Written request |
Without including any pictures, write out the listing below exactly.

Given data |
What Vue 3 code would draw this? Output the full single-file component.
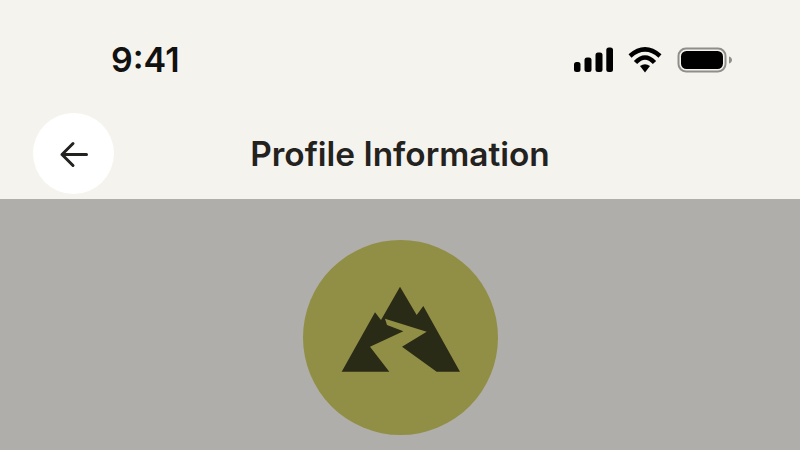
<template>
  <div class="screen">
    <header class="top">
      <div class="status">
        <span class="time">9:41</span>
        <div class="status__icons">
          <svg width="40" height="26" viewBox="0 0 40 26">
            <rect x="1" y="15" width="6.500" height="10" rx="2.500" />
            <rect x="11.500" y="10.500" width="7" height="14.500" rx="2.500" />
            <rect x="22.500" y="5.500" width="7" height="19.500" rx="2.500" />
            <rect x="33.300" y="0.500" width="6.700" height="24.500" rx="2.500" />
          </svg>
          <svg width="36" height="26" viewBox="0 0 36 26">
            <path d="M13 19Q18 15.500 23 19L18 25.500Z" />
            <path d="M8.500 15.500Q18 5.500 27.500 15.500" class="wave" />
            <path d="M3 9Q18 -4.200 33 9" class="wave" />
          </svg>
          <svg width="56" height="26" viewBox="0 0 56 26">
            <rect x="1.500" y="1.500" width="47" height="23" rx="7.500" class="shell" />
            <rect x="4" y="4" width="42" height="18" rx="5.500" />
            <path d="M52 9.500c2 .6 3 2 3 3.500s-1 2.900-3 3.500z" class="cap" />
          </svg>
        </div>
      </div>
      <div class="nav">
        <button class="back" type="button" aria-label="Back">
          <svg width="30" height="30" viewBox="0 0 30 30">
            <path d="M27.500 15.500H3M14 4.500L3 15.500 14 26.500" />
          </svg>
        </button>
        <h1 class="title">Profile Information</h1>
      </div>
    </header>
    <main class="content">
      <div class="avatar">
        <svg width="160" height="120" viewBox="0 0 480 360">
          <path d="M165 127L183 150L240 50L290 135L310 108L420 305H350L246 230L320 185L195 146L201 165L250 184L150 230L208 305H65Z" />
        </svg>
      </div>
    </main>
  </div>
</template>

<script setup>
</script>

<style>
html,
body {
  margin: 0;
  background: #b0aeaa;
}
</style>

<style scoped>
.screen {
  width: 800px;
  height: 450px;
  overflow: hidden;
  display: flex;
  flex-direction: column;
  font-family: Inter, "Liberation Sans", sans-serif;
}
.top {
  height: 199px;
  background: #f5f3ed;
  color: #23221e;
}
.status {
  height: 113px;
  box-sizing: border-box;
  padding: 6px 67px 0 111px;
  display: flex;
  align-items: center;
  justify-content: space-between;
}
.time {
  font-size: 34px;
  font-weight: 600;
  color: #111;
}
.status__icons {
  display: flex;
  align-items: center;
  gap: 14px;
}
.status__icons svg {
  display: block;
  overflow: visible;
  fill: #000;
}
.status__icons .wave {
  fill: none;
  stroke: #000;
  stroke-width: 4.500;
}
.status__icons .shell {
  fill: none;
  stroke: #8f8e8a;
  stroke-width: 2;
}
.status__icons .cap {
  fill: #8f8e8a;
}
.nav {
  position: relative;
  height: 81px;
  display: flex;
  align-items: center;
  justify-content: center;
}
.back {
  position: absolute;
  left: 33px;
  top: 0;
  width: 81px;
  height: 81px;
  padding: 0;
  border: none;
  border-radius: 50%;
  background: #fff;
  display: flex;
  align-items: center;
  justify-content: center;
}
.back svg {
  fill: none;
  stroke: #23221e;
  stroke-width: 3;
  stroke-linecap: round;
  stroke-linejoin: round;
}
.title {
  margin: 2px 0 0;
  font-size: 33.4px;
  font-weight: 600;
  line-height: 79px;
}
.content {
  flex: 1;
  background: #b0aeaa;
  padding-top: 41px;
  display: flex;
  justify-content: center;
  align-items: flex-start;
}
.avatar {
  width: 195px;
  height: 195px;
  border-radius: 50%;
  background: #908f45;
  display: flex;
  align-items: center;
  justify-content: center;
}
.avatar svg {
  display: block;
  margin-bottom: 16px;
  fill: #2a2b16;
}
</style>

Written response |
What Vue 3 code would draw this? Output the full single-file component.
<template>
  <div class="screen">
    <header class="top">
      <div class="status">
        <span class="time">9:41</span>
        <div class="status__icons">
          <svg width="40" height="26" viewBox="0 0 40 26">
            <rect x="1" y="15" width="6.500" height="10" rx="2.500" />
            <rect x="11.500" y="10.500" width="7" height="14.500" rx="2.500" />
            <rect x="22.500" y="5.500" width="7" height="19.500" rx="2.500" />
            <rect x="33.300" y="0.500" width="6.700" height="24.500" rx="2.500" />
          </svg>
          <svg width="36" height="26" viewBox="0 0 36 26">
            <path d="M13 19Q18 15.500 23 19L18 25.500Z" />
            <path d="M8.500 15.500Q18 5.500 27.500 15.500" class="wave" />
            <path d="M3 9Q18 -4.200 33 9" class="wave" />
          </svg>
          <svg width="56" height="26" viewBox="0 0 56 26">
            <rect x="1.500" y="1.500" width="47" height="23" rx="7.500" class="shell" />
            <rect x="4" y="4" width="42" height="18" rx="5.500" />
            <path d="M52 9.500c2 .6 3 2 3 3.500s-1 2.900-3 3.500z" class="cap" />
          </svg>
        </div>
      </div>
      <div class="nav">
        <button class="back" type="button" aria-label="Back">
          <svg width="30" height="30" viewBox="0 0 30 30">
            <path d="M27.500 15.500H3M14 4.500L3 15.500 14 26.500" />
          </svg>
        </button>
        <h1 class="title">Profile Information</h1>
      </div>
    </header>
    <main class="content">
      <div class="avatar">
        <svg width="160" height="120" viewBox="0 0 480 360">
          <path d="M165 127L183 150L240 50L290 135L310 108L420 305H350L246 230L320 185L195 146L201 165L250 184L150 230L208 305H65Z" />
        </svg>
      </div>
    </main>
  </div>
</template>

<script setup>
</script>

<style>
html,
body {
  margin: 0;
  background: #b0aeaa;
}
</style>

<style scoped>
.screen {
  width: 800px;
  height: 450px;
  overflow: hidden;
  display: flex;
  flex-direction: column;
  font-family: Inter, "Liberation Sans", sans-serif;
}
.top {
  height: 199px;
  background: #f5f3ed;
  color: #23221e;
}
.status {
  height: 113px;
  box-sizing: border-box;
  padding: 6px 67px 0 111px;
  display: flex;
  align-items: center;
  justify-content: space-between;
}
.time {
  font-size: 34px;
  font-weight: 600;
  color: #111;
}
.status__icons {
  display: flex;
  align-items: center;
  gap: 14px;
}
.status__icons svg {
  display: block;
  overflow: visible;
  fill: #000;
}
.status__icons .wave {
  fill: none;
  stroke: #000;
  stroke-width: 4.500;
}
.status__icons .shell {
  fill: none;
  stroke: #8f8e8a;
  stroke-width: 2;
}
.status__icons .cap {
  fill: #8f8e8a;
}
.nav {
  position: relative;
  height: 81px;
  display: flex;
  align-items: center;
  justify-content: center;
}
.back {
  position: absolute;
  left: 33px;
  top: 0;
  width: 81px;
  height: 81px;
  padding: 0;
  border: none;
  border-radius: 50%;
  background: #fff;
  display: flex;
  align-items: center;
  justify-content: center;
}
.back svg {
  fill: none;
  stroke: #23221e;
  stroke-width: 3;
  stroke-linecap: round;
  stroke-linejoin: round;
}
.title {
  margin: 2px 0 0;
  font-size: 33.4px;
  font-weight: 600;
  line-height: 79px;
}
.content {
  flex: 1;
  background: #b0aeaa;
  padding-top: 41px;
  display: flex;
  justify-content: center;
  align-items: flex-start;
}
.avatar {
  width: 195px;
  height: 195px;
  border-radius: 50%;
  background: #908f45;
  display: flex;
  align-items: center;
  justify-content: center;
}
.avatar svg {
  display: block;
  margin-bottom: 16px;
  fill: #2a2b16;
}
</style>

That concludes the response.